When I first started canning, I wanted to try as many different things as possible. This was both a good idea and a bad idea, because while I expanded my experience, my pantry (and my husband) groaned from the excess.

It turns out that transforming fruits and vegetables into beautifully contained preserves doesn’t actually mean you’ll eat more of them. Who knew?

Over the past few years, I’ve continued canning but with an eye on what will really end up in our bellies. One of my favorite things to make (and eat) is jalapeño jelly, thanks to the urging of a friend who grew up eating the stuff.

Jalapeno Jelly image on Stetted

In Wisconsin our condiments are pretty limited to ketchup, mustard, and liquid cheese, so I quickly embraced this spicy-sweet jelly and started putting it on everything. It’s classically served over cream cheese to spread on crackers, but it’s also a good topping for burgers and a surprising way to serve baked chicken. Because of the sugar content, when it’s spread over meat and baked you end with a wonderfully sticky and flavorful dish.
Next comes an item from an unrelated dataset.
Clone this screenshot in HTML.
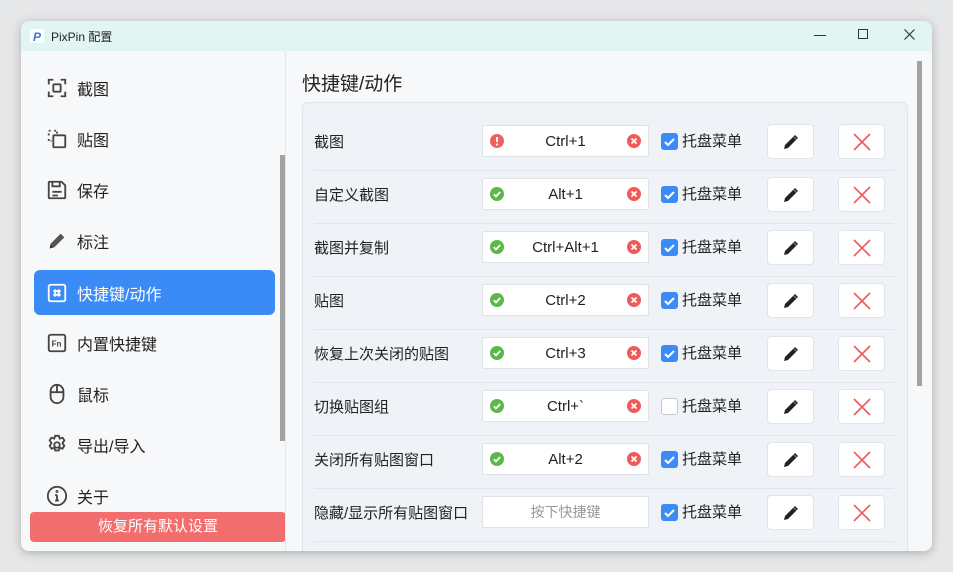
<!DOCTYPE html>
<html><head><meta charset="utf-8"><style>
*{margin:0;padding:0;box-sizing:border-box}
body{width:953px;height:572px;background:#e6e7e8;font-family:"Liberation Sans","Noto Sans CJK SC",sans-serif;position:relative;overflow:hidden;color:#222}
.win{position:absolute;left:21px;top:21px;width:911px;height:530px;background:#f7f8fa;border-radius:8px;box-shadow:0 2px 10px rgba(0,0,0,.25);overflow:hidden}
.tb{height:30px;background:#e1f6f3;position:relative;font-size:12px}
.tb .t{position:absolute;left:30px;top:7px}
.side{position:absolute;left:0;top:30px;width:264px;height:500px}
.item{position:absolute;left:13px;width:241px;height:45px;border-radius:6px;font-size:16px;display:flex;align-items:center;padding-left:12px}
.item svg{width:22px;height:22px;margin-right:9px}
.act{background:#3a8bf6;color:#fff}
.reset{position:absolute;left:9px;top:461px;width:256px;height:30px;background:#f26d6d;border-radius:4px;font-size:15px;text-align:center;line-height:30px;color:#fff}
.sb1{position:absolute;left:259px;top:134px;width:6px;height:286px;background:#a3a3a3}
.div{position:absolute;left:264px;top:30px;width:1px;height:500px;background:#e4e6ea}
.sb2{position:absolute;left:896px;top:40px;width:5px;height:325px;background:#a3a3a3}
h1{position:absolute;left:281px;top:52px;font-size:19px;font-weight:normal;line-height:24px}
.panel{position:absolute;left:281px;top:81px;width:606px;height:460px;background:#eff2f6;border:1px solid #e1e4e8;border-radius:6px}
.row{position:absolute;left:11px;width:580px;height:53px;border-bottom:1px solid #e1e4e8}
.lbl{position:absolute;left:0;top:15px;font-size:15px;line-height:20px}
.inp{position:absolute;left:168px;top:7px;width:167px;height:32px;background:#fff;border:1px solid #dfe2e6;border-radius:2px;font-size:15px;display:flex;align-items:center;justify-content:center}
.ic{position:absolute;top:8px;width:14px;height:14px}
.l{left:7px}.r{right:7px}
.cb{position:absolute;left:347px;top:15px;width:17px;height:17px;border-radius:3px;background:#3a8bf6}
.cb.off{background:#fff;border:1px solid #c8c8c8}
.tray{position:absolute;left:368px;top:14px;font-size:15px;line-height:20px}
.btn{position:absolute;top:6px;width:47px;height:35px;background:#fff;border:1px solid #e1e4e8;border-radius:4px}
.btn svg{position:absolute;left:13px;top:7px}
</style></head><body>
<svg width="0" height="0" style="position:absolute"><defs>
<symbol id="ok" viewBox="0 0 14 14"><circle cx="7" cy="7" r="7" fill="#5cb84a"/><path d="M3.8 7.2l2.2 2.2 4.2-4.4" stroke="#fff" stroke-width="1.8" fill="none"/></symbol>
<symbol id="er" viewBox="0 0 14 14"><circle cx="7" cy="7" r="7" fill="#ef6060"/><path d="M7 3v5" stroke="#fff" stroke-width="2"/><circle cx="7" cy="10.5" r="1.1" fill="#fff"/></symbol>
<symbol id="xx" viewBox="0 0 14 14"><circle cx="7" cy="7" r="7" fill="#ef5a5a"/><path d="M4.5 4.5l5 5M9.5 4.5l-5 5" stroke="#fff" stroke-width="1.8"/></symbol>
<symbol id="ck" viewBox="0 0 17 17"><path d="M4 9l3 3 6-6" stroke="#fff" stroke-width="2" fill="none"/></symbol>
<symbol id="pen" viewBox="0 0 20 20"><path d="M3 17l1-4L14 3l3 3L7 16z" fill="#222"/><path d="M12.5 4.5l3 3" stroke="#888" stroke-width="1"/></symbol>
<symbol id="del" viewBox="0 0 20 20"><path d="M2 2L18 18M18 2L2 18" stroke="#ef5a5a" stroke-width="1.6"/></symbol>
</defs></svg>
<div class="win">
<div class="tb">
<svg style="position:absolute;left:8px;top:7px" width="16" height="16"><rect x="1" y="1" width="14" height="14" rx="3" fill="#fff"/><text x="4" y="13" font-size="12" font-weight="bold" fill="#3a7bd5" font-family="Liberation Sans" font-style="italic">P</text></svg>
<span class="t">PixPin 配置</span>
<div style="position:absolute;left:793px;top:14px;width:12px;height:1px;background:#333"></div>
<div style="position:absolute;left:837px;top:8px;width:10px;height:10px;border:1px solid #333"></div>
<svg style="position:absolute;left:883px;top:8px" width="11" height="11"><path d="M.5 .5l10 10M10.5 .5l-10 10" stroke="#333" stroke-width="1.2"/></svg>
</div>
<div class="side">
<div class="item" style="top:14px"><svg viewBox="0 0 24 24" fill="none" stroke="#444" stroke-width="2"><path d="M3 8V3h5M16 3h5v5M21 16v5h-5M8 21H3v-5"/><rect x="8" y="8" width="8" height="8" rx="1"/></svg>截图</div>
<div class="item" style="top:65px"><svg viewBox="0 0 24 24" fill="none" stroke="#444" stroke-width="2"><path d="M3 3h3M9 3h3v3M3 6v3M3 12v2h3" stroke-dasharray="2 2"/><rect x="8" y="8" width="13" height="13" rx="1"/></svg>贴图</div>
<div class="item" style="top:116px"><svg viewBox="0 0 24 24" fill="none" stroke="#444" stroke-width="2"><path d="M3 4a1 1 0 0 1 1-1h13l4 4v13a1 1 0 0 1-1 1H4a1 1 0 0 1-1-1z"/><path d="M7 3v5h8V3M7 14h10M7 18h6"/></svg>保存</div>
<div class="item" style="top:167px"><svg viewBox="0 0 24 24"><path d="M4 20l1-5L16 4l4 4L9 19z" fill="#555"/><path d="M4 20l1-4 3 3z" fill="#333"/></svg>标注</div>
<div class="item act" style="top:219px"><svg viewBox="0 0 24 24" fill="none" stroke="#fff" stroke-width="2"><rect x="3" y="3" width="18" height="18" rx="2"/><path d="M10 8v8M14 8v8M8 10h8M8 14h8"/></svg>快捷键/动作</div>
<div class="item" style="top:269px"><svg viewBox="0 0 24 24" fill="none" stroke="#444" stroke-width="2"><rect x="3" y="3" width="18" height="18" rx="2"/><text x="6" y="16" font-size="9" fill="#444" stroke="none" font-weight="bold" font-family="Liberation Sans">Fn</text></svg>内置快捷键</div>
<div class="item" style="top:320px"><svg viewBox="0 0 24 24" fill="none" stroke="#444" stroke-width="2"><rect x="5" y="2" width="14" height="20" rx="7"/><path d="M5 10h14M12 2v8"/></svg>鼠标</div>
<div class="item" style="top:371px"><svg viewBox="0 0 24 24" fill="none" stroke="#444" stroke-width="2"><circle cx="12" cy="12" r="3"/><path d="M10 2h4l1 3 3-1 2 3-2 3 2 3-2 3-3-1-1 3h-4l-1-3-3 1-2-3 2-3-2-3 2-3 3 1z"/></svg>导出/导入</div>
<div class="item" style="top:422px"><svg viewBox="0 0 24 24" fill="none" stroke="#444" stroke-width="2"><circle cx="12" cy="12" r="10"/><path d="M12 11v6M10 17h4M10 11h2"/><circle cx="12" cy="7" r=".6"/></svg>关于</div>
<div class="reset">恢复所有默认设置</div>
</div>
<div class="sb1"></div><div class="div"></div><div class="sb2"></div>
<h1>快捷键/动作</h1>
<div class="panel">
<div class="row" style="top:15px"><span class="lbl">截图</span><div class="inp"><svg class="ic l"><use href="#er"/></svg>Ctrl+1<svg class="ic r"><use href="#xx"/></svg></div><svg class="cb"><use href="#ck"/></svg><span class="tray">托盘菜单</span><div class="btn" style="left:453px"><svg width="20" height="20"><use href="#pen"/></svg></div><div class="btn" style="left:524px"><svg width="20" height="20"><use href="#del"/></svg></div></div>
<div class="row" style="top:68px"><span class="lbl">自定义截图</span><div class="inp"><svg class="ic l"><use href="#ok"/></svg>Alt+1<svg class="ic r"><use href="#xx"/></svg></div><svg class="cb"><use href="#ck"/></svg><span class="tray">托盘菜单</span><div class="btn" style="left:453px"><svg width="20" height="20"><use href="#pen"/></svg></div><div class="btn" style="left:524px"><svg width="20" height="20"><use href="#del"/></svg></div></div>
<div class="row" style="top:121px"><span class="lbl">截图并复制</span><div class="inp"><svg class="ic l"><use href="#ok"/></svg>Ctrl+Alt+1<svg class="ic r"><use href="#xx"/></svg></div><svg class="cb"><use href="#ck"/></svg><span class="tray">托盘菜单</span><div class="btn" style="left:453px"><svg width="20" height="20"><use href="#pen"/></svg></div><div class="btn" style="left:524px"><svg width="20" height="20"><use href="#del"/></svg></div></div>
<div class="row" style="top:174px"><span class="lbl">贴图</span><div class="inp"><svg class="ic l"><use href="#ok"/></svg>Ctrl+2<svg class="ic r"><use href="#xx"/></svg></div><svg class="cb"><use href="#ck"/></svg><span class="tray">托盘菜单</span><div class="btn" style="left:453px"><svg width="20" height="20"><use href="#pen"/></svg></div><div class="btn" style="left:524px"><svg width="20" height="20"><use href="#del"/></svg></div></div>
<div class="row" style="top:227px"><span class="lbl">恢复上次关闭的贴图</span><div class="inp"><svg class="ic l"><use href="#ok"/></svg>Ctrl+3<svg class="ic r"><use href="#xx"/></svg></div><svg class="cb"><use href="#ck"/></svg><span class="tray">托盘菜单</span><div class="btn" style="left:453px"><svg width="20" height="20"><use href="#pen"/></svg></div><div class="btn" style="left:524px"><svg width="20" height="20"><use href="#del"/></svg></div></div>
<div class="row" style="top:280px"><span class="lbl">切换贴图组</span><div class="inp"><svg class="ic l"><use href="#ok"/></svg>Ctrl+`<svg class="ic r"><use href="#xx"/></svg></div><div class="cb off"></div><span class="tray">托盘菜单</span><div class="btn" style="left:453px"><svg width="20" height="20"><use href="#pen"/></svg></div><div class="btn" style="left:524px"><svg width="20" height="20"><use href="#del"/></svg></div></div>
<div class="row" style="top:333px"><span class="lbl">关闭所有贴图窗口</span><div class="inp"><svg class="ic l"><use href="#ok"/></svg>Alt+2<svg class="ic r"><use href="#xx"/></svg></div><svg class="cb"><use href="#ck"/></svg><span class="tray">托盘菜单</span><div class="btn" style="left:453px"><svg width="20" height="20"><use href="#pen"/></svg></div><div class="btn" style="left:524px"><svg width="20" height="20"><use href="#del"/></svg></div></div>
<div class="row" style="top:386px"><span class="lbl">隐藏/显示所有贴图窗口</span><div class="inp" style="color:#999;font-size:14px">按下快捷键</div><svg class="cb"><use href="#ck"/></svg><span class="tray">托盘菜单</span><div class="btn" style="left:453px"><svg width="20" height="20"><use href="#pen"/></svg></div><div class="btn" style="left:524px"><svg width="20" height="20"><use href="#del"/></svg></div></div>
</div>
</div>
</body></html>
Most versions you’ll see of jalapeño jelly are clear or slightly golden, but my version is wonderfully red. I could say that it was intentional, but it’s really just because I didn’t have enough white wine vinegar and knew red wine vinegar would be a great substitute. I think I might actually prefer this version — it seems just a little bit more tart, and I love the contrast of the jelly on the cheese. I’m already thinking ahead to how festive it will look on the table during the holidays.

This recipe is canned in a water bath, but because the yield is small, you can also just pour it into jars and store in the fridge once cooled. I guarantee you’ll find lots of ways to enjoy it.